In regulated industries such as defense, government, and energy, the Request for Proposal (RFP) lifecycle demands rigorous evaluation and strategic decision-making. One of the most critical, and often overlooked, phases is identifying past performance to inform bid/no-bid decisions, shape competitive analysis, and improve win rates.
This article explores how to leverage past performance during the RFP lifecycle, with a focus on opportunity assessment, competitive intelligence, and the CPARs system.
Opportunity Assessment: Aligning Internal Capabilities with RFP Requirements
Before committing valuable resources to an RFP response, organizations must assess whether the opportunity aligns with their strengths. Unfortunately, internal teams often face pressure to pursue every available contract—especially large or high-profile ones. This can lead to a misalignment between opportunity requirements and internal capabilities.
Common Challenges:
- Lack of Objectivity: Teams may overestimate their qualifications or ignore disqualifying factors due to enthusiasm or leadership pressure.
- Underutilization of Past Performance Data: Organizations may fail to reference previous project outcomes, performance scores, or client feedback to inform go/no-go decisions.
Solution:
Incorporate structured opportunity assessments that include:
- A checklist of technical and operational fit criteria
- A review of similar past projects, performance ratings, and outcomes
- Historical win/loss analysis for similar RFPs
By anchoring decisions in past performance data, organizations can reduce bias and focus on winnable bids.

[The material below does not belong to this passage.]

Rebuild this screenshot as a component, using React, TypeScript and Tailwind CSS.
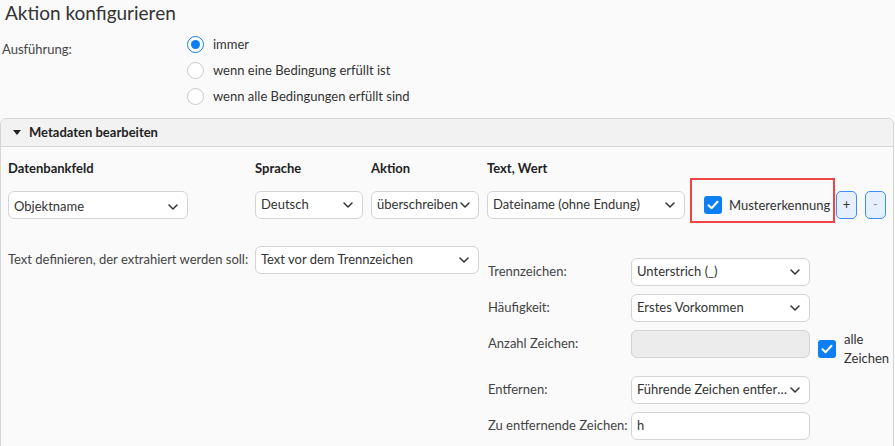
import React from "react";

const Chevron = () => (
  <svg width="10" height="6" viewBox="0 0 10 6" fill="none" className="shrink-0">
    <path d="M1 1l4 4 4-4" stroke="#333" strokeWidth="1.5" strokeLinecap="round" strokeLinejoin="round" />
  </svg>
);

const Check = () => (
  <div className="flex h-[18px] w-[18px] shrink-0 items-center justify-center rounded-[3px] bg-[#0d7ff2]">
    <svg width="12" height="10" viewBox="0 0 12 10" fill="none">
      <path d="M1.5 5.2l3 3 6-6.4" stroke="#fff" strokeWidth="2" strokeLinecap="round" strokeLinejoin="round" />
    </svg>
  </div>
);

function Select({ value, className, noTrunc }: { value: string; className: string; noTrunc?: boolean }) {
  return (
    <div
      className={`flex h-[28px] items-center justify-between gap-[2px] rounded-[6px] border border-[#d4d4d4] bg-white pl-[5px] pr-[9px] text-[#333] ${className}`}
    >
      <span className={noTrunc ? "whitespace-nowrap" : "truncate whitespace-nowrap"}>{value}</span>
      <Chevron />
    </div>
  );
}

function Radio({ checked, label }: { checked?: boolean; label: string }) {
  return (
    <div className="flex h-[26px] items-center gap-[9px]">
      {checked ? (
        <div className="flex h-[17px] w-[17px] items-center justify-center rounded-full border-[1.5px] border-[#0d7ff2] bg-white">
          <div className="h-[9px] w-[9px] rounded-full bg-[#0d7ff2]" />
        </div>
      ) : (
        <div className="h-[17px] w-[17px] rounded-full border border-[#c9c9c9] bg-white" />
      )}
      <span className="leading-[20px] text-[#333]">{label}</span>
    </div>
  );
}

function Row({ label, children, start }: { label: string; children: React.ReactNode; start?: boolean }) {
  return (
    <div className={`flex ${start ? "items-start" : "items-center"}`}>
      <div className="flex h-[28px] w-[143px] shrink-0 items-center whitespace-nowrap text-[#444]">{label}</div>
      {children}
    </div>
  );
}

export default function App() {
  return (
    <div className="h-[446px] w-[895px] overflow-hidden bg-[#fafafa] font-['Lato',sans-serif] text-[13px] text-[#333]">
      <h1 className="pl-[5px] text-[19px] leading-[26px] text-[#333]">Aktion konfigurieren</h1>

      <div className="mt-[5px] flex">
        <div className="w-[187px] pl-[2px] pt-[8px] leading-[20px] text-[#444]">Ausführung:</div>
        <div className="flex flex-col">
          <Radio checked label="immer" />
          <Radio label="wenn eine Bedingung erfüllt ist" />
          <Radio label="wenn alle Bedingungen erfüllt sind" />
        </div>
      </div>

      <div className="mt-[9px] w-[894px] rounded-t-[6px] border border-[#d6d6d6] bg-[#fafafa]">
        <div className="flex h-[28px] items-center gap-[8px] rounded-t-[6px] border-b border-[#d6d6d6] bg-[#f2f2f2] pl-[12px]">
          <svg width="8" height="5" viewBox="0 0 8 5">
            <path d="M0 0h8L4 5z" fill="#222" />
          </svg>
          <span className="font-bold text-[#222]">Metadaten bearbeiten</span>
        </div>

        <div className="pb-[20px] pl-[7px] pt-[12px]">
          <div className="flex h-[19px] items-center font-bold leading-[19px] text-[#222]">
            <div className="w-[247px]">Datenbankfeld</div>
            <div className="w-[116px]">Sprache</div>
            <div className="w-[116px]">Aktion</div>
            <div className="w-[203px]">Text, Wert</div>
          </div>

          <div className="flex items-start">
            <div className="w-[247px] pt-[13px]">
              <Select value="Objektname" className="w-[180px] pt-[3px]" />
            </div>
            <div className="w-[116px] pt-[13px]">
              <Select value="Deutsch" className="w-[108px]" />
            </div>
            <div className="w-[116px] pt-[13px]">
              <Select value="überschreiben" className="w-[108px] pr-[7px]" noTrunc />
            </div>
            <div className="w-[203px] pt-[13px]">
              <Select value="Dateiname (ohne Endung)" className="w-[198px]" />
            </div>
            <div className="flex h-[45px] w-[145px] items-start gap-[7px] border-2 border-[#f04444] pl-[12px] pt-[16px]">
              <Check />
              <span className="whitespace-nowrap leading-[18px] text-[#333]">Mustererkennung</span>
            </div>
            <div className="ml-[1px] mt-[13px] flex h-[28px] w-[21px] items-center justify-center rounded-[5px] border border-[#3d8ef5] bg-[#e6f0fd] text-[13px] text-[#333]">
              +
            </div>
            <div className="ml-[8px] mt-[13px] flex h-[28px] w-[21px] items-center justify-center rounded-[5px] border border-[#3d8ef5] bg-[#e6f0fd] text-[13px] text-[#999]">
              -
            </div>
          </div>

          <div className="mt-[23px] flex items-start">
            <div className="flex w-[472px] items-center">
              <div className="w-[247px] whitespace-nowrap text-[#444]">Text definieren, der extrahiert werden soll:</div>
              <Select value="Text vor dem Trennzeichen" className="w-[224px]" />
            </div>
            <div className="ml-[8px] flex flex-col gap-[8px] pt-[12px]">
              <Row label="Trennzeichen:">
                <Select value="Unterstrich (_)" className="w-[179px]" />
              </Row>
              <Row label="Häufigkeit:">
                <Select value="Erstes Vorkommen" className="w-[179px]" />
              </Row>
              <Row label="Anzahl Zeichen:" start>
                <div className="h-[28px] w-[179px] rounded-[6px] border border-[#d4d4d4] bg-[#ececec]" />
                <div className="ml-[8px] flex items-center gap-[8px]">
                  <Check />
                  <div className="leading-[19px] text-[#333]">
                    alle
                    <br />
                    Zeichen
                  </div>
                </div>
              </Row>
              <Row label="Entfernen:">
                <Select value="Führende Zeichen entfernen" className="w-[179px] pr-[8px]" />
              </Row>
              <Row label="Zu entfernende Zeichen:">
                <div className="flex h-[28px] w-[179px] items-center rounded-[6px] border border-[#d4d4d4] bg-white pl-[5px] text-[#333]">
                  h
                </div>
              </Row>
            </div>
          </div>
        </div>
      </div>
    </div>
  );
}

Determining Probable Competitors and Their Past Performance
Knowing your likely competitors is essential to crafting a compelling and differentiated proposal. This involves competitive intelligence gathering, which includes analyzing public records, previous contract awards, and agency preferences.
How to Assess Competitors Past Performance:
- Identify likely bidders based on contract history and agency relationships
- Analyze their CPARs reports (more on this below) and performance scores
- Evaluate strengths and weaknesses from past projects—especially in scope, cost, and delivery
Create Supporting Documents:
- Competitor Overviews: One-page summaries with strengths, weaknesses, and CPARs ratings
Competitive Landscape Briefs: Slide decks or memos for internal use that inform pricing, messaging, and solution differentiation
This intelligence empowers your team to position your organization effectively and pre-emptively address evaluation criteria.
Leveraging CPARs For Past Performance
The Contractor Performance Assessment Reporting System (CPARs) is a powerful resource in RFP management—yet it is often underused.
What Is CPARs?
CPARs is a federal system that documents contractor performance on government contracts. Reports are submitted by federal agencies and include detailed evaluations across several criteria, including:
- Quality of product or service
- Schedule adherence
- Cost control
- Management and business relations
These reports are critical references during source selection and are routinely consulted by contracting officers.
Why CPARs Matter:
- Past performance is a major evaluation factor in federal procurements.
- Agencies look for evidence of reliability, quality, and compliance.
- Poor CPARs scores can disqualify you—or a competitor—from consideration.
How to Use CPARs Strategically:
- Monitor your own CPARs to ensure accuracy and prepare rebuttals if needed
- Analyze competitor CPARs to identify weaknesses you can contrast in your proposal
- Use strong CPARs ratings as proof points in your technical narrative or past performance volume
The Strategic Value of Past Performance in the RFP Lifecycle
Identifying and leveraging past performance is not just a box-checking exercise—it’s a strategic lever in the RFP lifecycle. By conducting objective opportunity assessments, researching probable competitors, and utilizing CPARs data, you can make smarter bid decisions and create proposals that win.